Some of the basic and essential ways to track your progress are as follows:
1. Revenue and Net Income –Always track and report the amount of income you produce, collect, and what remains after expenses. Comparisons against equivalent time periods or historical time frames is important information as well. Tracking is necessary whether income is coming in or not. It’s better to see the patterns and trends, even if they are bleak. Waiting to measure progress until you see it, delays the process. Trust me on this one. The temptation is real and so are the missed opportunities.
2. Cash Flow –Cash flow can be more mysterious than income or expense tracking. Observing your bank balances, and the fluctuations in available cash is extremely important. Poor cash flow is often the cause of stress in business. Can you keep and consistently raise a threshold or cushion in your accounts? Are you able to pay bills on time and in full? This is a big topic to cover. Find a couple of metrics that will indicate positive cash flow for you (paying yourself may be one for entrepreneurs starting out) and track those to begin. If farther along in your business, you can set higher cash flow standards and track more sophisticated numbers.

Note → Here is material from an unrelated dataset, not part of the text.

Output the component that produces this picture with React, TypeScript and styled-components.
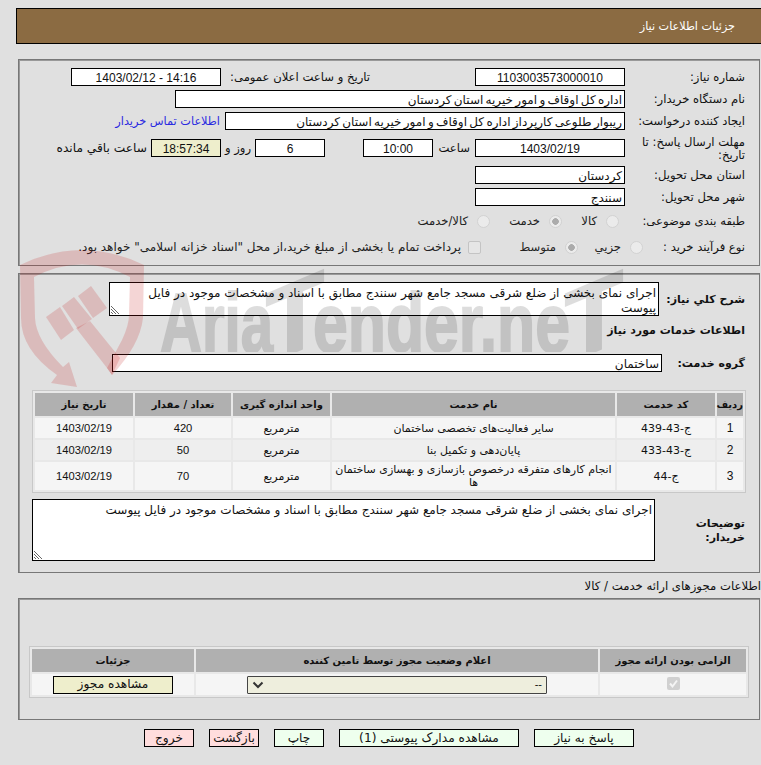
import React from "react";
import styled, { createGlobalStyle } from "styled-components";

const Global = createGlobalStyle`
  html, body { margin: 0; padding: 0; background: #e0e0e0; }
  body { overflow: hidden; }
  #root { width: 761px; height: 765px; overflow: hidden; }
`;

const Page = styled.div`
  position: relative;
  width: 761px;
  height: 765px;
  overflow: hidden;
  box-sizing: border-box;
  padding-top: 8px;
  background: #e0e0e0;
  color: #111;
  font-family: "DejaVu Sans", "Liberation Sans", sans-serif;
  font-size: 11.6px;
  line-height: 13px;
  direction: rtl;
`;

const Header = styled.div`
  box-sizing: border-box;
  width: 747px;
  height: 36px;
  margin: 0 -2px 15px 0;
  border: 1px solid #000;
  background: #8b6b42;
  color: #fff;
  display: flex;
  align-items: center;
  padding: 0 27px 0 0;
  font-size: 11.2px;
`;

const Panel = styled.section<{ $h: number; $top: number }>`
  box-sizing: border-box;
  width: 742px;
  height: ${(p) => p.$h}px;
  margin: ${(p) => p.$top}px 1px 0 18px;
  border: 1px solid #777;
  box-shadow: inset 1px 1px 0 #999;
  padding: 8px 14px 0 0;
`;

const Stack = styled.div`
  display: flex;
  flex-direction: column;
  gap: 4px;
`;

const Row = styled.div<{ $h?: number }>`
  display: flex;
  align-items: center;
  height: ${(p) => p.$h ?? 18}px;
`;

const Label = styled.div<{ $w?: number; $m?: number }>`
  flex: none;
  width: ${(p) => p.$w ?? 120}px;
  margin-right: ${(p) => p.$m ?? 0}px;
  padding-top: 1px;
  white-space: normal;
`;

const BoldLabel = styled(Label)`
  font-weight: 700;
  font-size: 11px;
  line-height: 14px;
`;

const Field = styled.div<{ $w: number; $center?: boolean; $m?: number; $tint?: boolean }>`
  flex: none;
  box-sizing: border-box;
  width: ${(p) => p.$w}px;
  height: 18px;
  margin-right: ${(p) => p.$m ?? 0}px;
  border: 1px solid #000;
  background: ${(p) => (p.$tint ? "#eeeecc" : "#fff")};
  padding: 1px 2px 0;
  font-size: 12px;
  word-spacing: -1.5px;
  line-height: 16px;
  text-align: ${(p) => (p.$center ? "center" : "right")};
  white-space: nowrap;
  overflow: hidden;
`;

const Nums = styled.span<{ $small?: boolean }>`
  font-family: "Liberation Sans", sans-serif;
  font-size: ${(p) => (p.$small ? "11.2px" : "12px")};
  word-spacing: 0;
  direction: ltr;
  unicode-bidi: embed;
`;

const Inline = styled.span<{ $m?: number; $w?: number; $c?: string }>`
  flex: none;
  margin-right: ${(p) => p.$m ?? 0}px;
  width: ${(p) => (p.$w ? `${p.$w}px` : "auto")};
  color: ${(p) => p.$c ?? "inherit"};
  padding-top: 1px;
  white-space: nowrap;
`;

const ContactLink = styled(Inline)`
  font-size: 11.3px;
`;

const LongInline = styled(Inline)`
  font-size: 12.2px;
`;

const Option = styled.label<{ $w: number; $m?: number; $long?: boolean }>`
  flex: none;
  width: ${(p) => p.$w}px;
  margin-right: ${(p) => p.$m ?? 0}px;
  display: flex;
  align-items: center;
  gap: ${(p) => (p.$long ? 7 : 9)}px;
  color: #222;
  font-size: ${(p) => (p.$long ? 12 : 11.6)}px;
  white-space: nowrap;
`;

const Radio = styled.input.attrs({ type: "radio", disabled: true })`
  appearance: none;
  box-sizing: border-box;
  flex: none;
  width: 13px;
  height: 13px;
  margin: 0;
  border-radius: 50%;
  border: 1px solid #d2d2d2;
  background: #ebebeb;
  &:checked {
    background: radial-gradient(circle, #ababab 0 3px, #ebebeb 3.6px);
  }
`;

const Check = styled.input.attrs({ type: "checkbox", disabled: true })`
  appearance: none;
  box-sizing: border-box;
  flex: none;
  width: 13px;
  height: 13px;
  margin: 0;
  border-radius: 2px;
  border: 1px solid #c4c4c4;
  background: #e6e6e6;
`;

const TextArea = styled.div<{ $w: number; $h: number }>`
  position: relative;
  flex: none;
  box-sizing: border-box;
  width: ${(p) => p.$w}px;
  height: ${(p) => p.$h}px;
  border: 1px solid #000;
  background: #fff;
  padding: 3px 2px 0 0;
  font-size: 12px;
  line-height: 14.5px;
  overflow: hidden;
`;

const Grip = styled.svg`
  position: absolute;
  left: 1px;
  bottom: 1px;
  width: 9px;
  height: 9px;
`;

const Table = styled.table<{ $w: number; $m: number }>`
  box-sizing: border-box;
  width: ${(p) => p.$w}px;
  margin-right: ${(p) => p.$m}px;
  table-layout: fixed;
  border-collapse: separate;
  border-spacing: 2px;
  border: 1px solid #c8c8c8;
  background: #e8e8e8;
`;

const Th = styled.th<{ $w?: number }>`
  width: ${(p) => (p.$w ? `${p.$w}px` : "auto")};
  height: 23px;
  padding: 0;
  background: #b0b0b0;
  color: #111;
  font-weight: 700;
  text-align: center;
  font-size: 10px;
  white-space: nowrap;
`;

const Td = styled.td<{ $alt?: boolean; $h?: number }>`
  height: ${(p) => p.$h ?? 20}px;
  padding: 0 2px;
  background: ${(p) => (p.$alt ? "#eeeeee" : "#f5f5f5")};
  text-align: center;
  font-size: 11px;
  line-height: 13px;
`;

const Spacer = styled.div<{ $h: number }>`
  height: ${(p) => p.$h}px;
`;

const Caption = styled.div`
  margin: 5px 0 0 0;
  height: 17px;
  line-height: 17px;
  font-size: 11.7px;
`;

const Actions = styled.div`
  display: flex;
  gap: 15px;
  margin: 9px 127px 0 0;
`;

const Btn = styled.button<{ $w: number; $red?: boolean; $tint?: boolean }>`
  box-sizing: border-box;
  width: ${(p) => p.$w}px;
  height: 18px;
  padding: 0;
  border: 1px solid #000;
  background: ${(p) => (p.$red ? "#ffdddd" : p.$tint ? "#eeeecc" : "#eeffee")};
  color: #111;
  font: inherit;
  font-size: 12.2px;
  line-height: 15px;
  white-space: nowrap;
`;

const Select = styled.div`
  box-sizing: border-box;
  width: 300px;
  height: 18px;
  margin: 0 auto;
  border: 1px solid #444;
  border-radius: 1px;
  background: #eeeedd;
  display: flex;
  align-items: center;
  justify-content: space-between;
  padding: 0 4px 0 4px;
  font-family: "Liberation Sans", sans-serif;
`;

const Watermark = styled.svg`
  position: absolute;
  left: 0;
  top: 0;
  pointer-events: none;
`;

const Mark = styled.text`
  font-family: "Liberation Sans", sans-serif;
  font-weight: 700;
  font-size: 84px;
  fill: #000;
  stroke: #000;
  stroke-width: 2px;
  direction: ltr;
`;

const WatermarkArt = () => (
  <Watermark width="761" height="400" viewBox="0 0 761 400">
    <g fill="#c01818" fillOpacity="0.18">
      <path d="M20 265 Q82 235 144 265 L143 318 Q140 345 112 375 L107 368 L122 340 Q129 325 129 315 L130 277 Q82 252 34 277 L35 318 Q36 340 63 367 L69 362 L77 387 L51 383 L57 375 Q21 350 21 318 Z" />
      <path d="M46 317 L60 307 L74 330 L61 340 Z" />
      <path d="M62 306 L74 297 L92 319 L78 329 Z" />
      <path d="M78 296 L91 286 L107 308 L93 318 Z" />
      <path d="M76 328 L90 321 L120 358 L112 375 L107 368 Z" />
    </g>
    <clipPath id="wm">
      <rect x="150" y="260" width="480" height="92" />
    </clipPath>
    <g clipPath="url(#wm)" opacity="0.13">
      <Mark x="160" y="352" textLength="113" lengthAdjust="spacingAndGlyphs">Aria</Mark>
      <Mark x="0" y="0" textLength="58" lengthAdjust="spacingAndGlyphs" transform="translate(266 364) skewY(-23) scale(1 1.2)">T</Mark>
      <Mark x="313" y="352" textLength="257" lengthAdjust="spacingAndGlyphs">ender.ne</Mark>
      <Mark x="0" y="0" textLength="58" lengthAdjust="spacingAndGlyphs" transform="translate(565 364) skewY(-23) scale(1 1.2)">T</Mark>
    </g>
  </Watermark>
);

const ResizeGrip = () => (
  <Grip viewBox="0 0 9 9">
    <path d="M0 1 L8 9 M0 4 L5 9 M0 7 L2 9" stroke="#666" strokeWidth="1" fill="none" />
  </Grip>
);

const items = [
  { n: "1", code: "ج-43-439", name: "سایر فعالیت‌های تخصصی ساختمان", unit: "مترمربع", qty: "420" },
  { n: "2", code: "ج-43-433", name: "پایان‌دهی و تکمیل بنا", unit: "مترمربع", qty: "50" },
  { n: "3", code: "ج-44", name: "انجام کارهای متفرقه درخصوص بازسازی و بهسازی ساختمان ها", unit: "مترمربع", qty: "70" },
];

const desc = "اجرای نمای بخشی از ضلع شرقی مسجد جامع شهر سنندج مطابق با اسناد و مشخصات موجود در فایل پیوست";

export default function App() {
  return (
    <Page>
      <Global />
      <Header>جزئیات اطلاعات نیاز</Header>

      <Panel $h={207} $top={0}>
        <Stack>
          <Row>
            <Label>شماره نیاز:</Label>
            <Field $w={150} $center><Nums>1103003573000010</Nums></Field>
            <Label $w={149} $m={105}>تاریخ و ساعت اعلان عمومی:</Label>
            <Field $w={150} $center><Nums>1403/02/12 - 14:16</Nums></Field>
          </Row>
          <Row>
            <Label>نام دستگاه خریدار:</Label>
            <Field $w={450}>اداره کل اوقاف و امور خیریه استان کردستان</Field>
          </Row>
          <Row>
            <Label>ایجاد کننده درخواست:</Label>
            <Field $w={400}>ریبوار طلوعی کارپرداز اداره کل اوقاف و امور خیریه استان کردستان</Field>
            <ContactLink $m={5} $c="#2a2ae0">اطلاعات تماس خریدار</ContactLink>
          </Row>
          <Row $h={28}>
            <Label>مهلت ارسال پاسخ: تا تاریخ:</Label>
            <Field $w={150} $center><Nums>1403/02/19</Nums></Field>
            <Inline $m={5} $w={37}>ساعت</Inline>
            <Field $w={70} $center><Nums>10:00</Nums></Field>
            <Field $w={70} $m={38} $center><Nums>6</Nums></Field>
            <Inline $m={4} $w={30}>روز و</Inline>
            <Field $w={70} $tint $center><Nums>18:57:34</Nums></Field>
            <LongInline $m={4}>ساعت باقي مانده</LongInline>
          </Row>
          <Row>
            <Label>استان محل تحویل:</Label>
            <Field $w={150}>کردستان</Field>
          </Row>
          <Row>
            <Label>شهر محل تحویل:</Label>
            <Field $w={150}>سنندج</Field>
          </Row>
          <Row $h={22}>
            <Label>طبقه بندی موضوعی:</Label>
            <Option $w={57} $m={6}><Radio />کالا</Option>
            <Option $w={72}><Radio defaultChecked />خدمت</Option>
            <Option $w={80}><Radio />کالا/خدمت</Option>
          </Row>
          <Row $h={22}>
            <Label $w={102}>نوع فرآیند خرید :</Label>
            <Option $w={65}><Radio />جزیي</Option>
            <Option $w={97}><Radio defaultChecked />متوسط</Option>
            <Option $w={410} $long><Check />پرداخت تمام یا بخشی از مبلغ خرید،از محل "اسناد خزانه اسلامی" خواهد بود.</Option>
          </Row>
        </Stack>
      </Panel>

      <Panel $h={300} $top={7}>
        <Row $h={34}>
          <BoldLabel $w={86}>شرح کلي نیاز:</BoldLabel>
          <TextArea $w={550} $h={34}>{desc}<ResizeGrip /></TextArea>
        </Row>
        <Row $h={28}>
          <BoldLabel $w={300}>اطلاعات خدمات مورد نیاز</BoldLabel>
        </Row>
        <Spacer $h={10} />
        <Row>
          <BoldLabel $w={83}>گروه خدمت:</BoldLabel>
          <Field $w={550}>ساختمان</Field>
        </Row>
        <Spacer $h={18} />
        <Table $w={714} $m={-1}>
          <thead>
            <tr>
              <Th $w={26}>ردیف</Th>
              <Th $w={98}>کد خدمت</Th>
              <Th $w={283}>نام خدمت</Th>
              <Th $w={97}>واحد اندازه گیری</Th>
              <Th $w={96}>تعداد / مقدار</Th>
              <Th>تاریخ نیاز</Th>
            </tr>
          </thead>
          <tbody>
            {items.map((it, i) => (
              <tr key={it.n}>
                <Td $alt={i === 1} $h={i === 2 ? 28 : 20}><Nums>{it.n}</Nums></Td>
                <Td $alt={i === 1}>{it.code}</Td>
                <Td $alt={i === 1}>{it.name}</Td>
                <Td $alt={i === 1}>{it.unit}</Td>
                <Td $alt={i === 1}><Nums $small>{it.qty}</Nums></Td>
                <Td $alt={i === 1}><Nums $small>1403/02/19</Nums></Td>
              </tr>
            ))}
          </tbody>
        </Table>
        <Spacer $h={6} />
        <Row $h={62}>
          <BoldLabel $w={90}>توضیحات خریدار:</BoldLabel>
          <TextArea $w={623} $h={62}>{desc}<ResizeGrip /></TextArea>
        </Row>
      </Panel>

      <Caption>اطلاعات مجوزهای ارائه خدمت / کالا</Caption>

      <Panel $h={122} $top={3}>
        <Spacer $h={39} />
        <Table $w={720} $m={-4}>
          <thead>
            <tr>
              <Th $w={146}>الزامی بودن ارائه مجوز</Th>
              <Th $w={402}>اعلام وضعیت مجوز توسط تامین کننده</Th>
              <Th>جزئیات</Th>
            </tr>
          </thead>
          <tbody>
            <tr>
              <Td $h={21}>
                <svg width="13" height="13" viewBox="0 0 13 13">
                  <rect width="13" height="13" rx="2" fill="#d0d0d0" />
                  <path d="M3 6.5 L5.5 9.5 L10 3.5" stroke="#f4f4f4" strokeWidth="2" fill="none" />
                </svg>
              </Td>
              <Td>
                <Select>
                  <span>--</span>
                  <svg width="12" height="8" viewBox="0 0 12 8">
                    <path d="M1.5 1.5 L6 6 L10.5 1.5" stroke="#333" strokeWidth="2" fill="none" />
                  </svg>
                </Select>
              </Td>
              <Td><Btn $w={120} $tint>مشاهده مجوز</Btn></Td>
            </tr>
          </tbody>
        </Table>
      </Panel>

      <Actions>
        <Btn $w={100}>پاسخ به نیاز</Btn>
        <Btn $w={180}>مشاهده مدارک پیوستی (1)</Btn>
        <Btn $w={50}>چاپ</Btn>
        <Btn $w={50} $red>بازگشت</Btn>
        <Btn $w={50} $red>خروج</Btn>
      </Actions>

      <WatermarkArt />
    </Page>
  );
}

3. Products and Services –Tracking the number of clients you service or products you are selling against goals you have set is key. If you provide a mix of products and services, you will want to know the numbers for each of those and any patterns that show up in the purchasing of those products and services. Track the who, where, when, why and how of the sales you make.
4. Marketing –Marketing is rich with data to track and evaluate. So much so, that unless you love this process, you will be wise to find the key metrics to track, and may want to seek professional advice in this area. Online marketing platforms have their own analytics to use. However, there are many third-party data tracking companies that offer more independent information.
At a minimum, see how you are currently marketing and track the obvious numbers that will indicate success in your marketing strategy. If you are going to networking events, how many significant connections did you make? How many have you followed up with or met with? Has business or income been generated from the connections? Have there been other less tangible but still worthwhile benefits?
5. Customer Satisfaction – Tracking the satisfaction level and interests of your customers is an ongoing process. How often do you reach out to prior customers and in what way? What kind of future interaction do you hope to have with people who have engaged with you before? Can you gather information that would help you assess the general satisfaction level of the people you work with or the users of your products or services?
A word to those embarking on a career change. This journey can be a long one and is somewhat of a numbers game. So, tracking your actions is as important to your success and the speed with which you make this transition, as anything else.
Developing and executing strategies can be emotionally taxing when in the search for a new career. You may feel that you are “efforting” at this for hours each day. Measure your actual work time and track the results by monitoring the following each week:
How many resumes have you given out?
How many positions have you seen that were interesting and worth pursuing and what categories were they in?
How many interviews have you scheduled/done?
How many networking events attended/ significant connections made?
How many connections have you made on LinkedIn or messages sent?
Treating your job search like a job itself and measuring your actions, will keep it moving and progressing in a way that will yield so much more. It is a valuable indicator of how you are using your job search time.
The sooner you implement tracking mechanisms and measuring tools, the faster you will see your results (partly because you will actually be looking at them).
Setting up a one sheet with specific tracking points is a simple way to measure what matters to you without overwhelming yourself. Find your accountability partner and document the reward you are going to give yourself for tracking, regardless of the results, to avoid stagnation.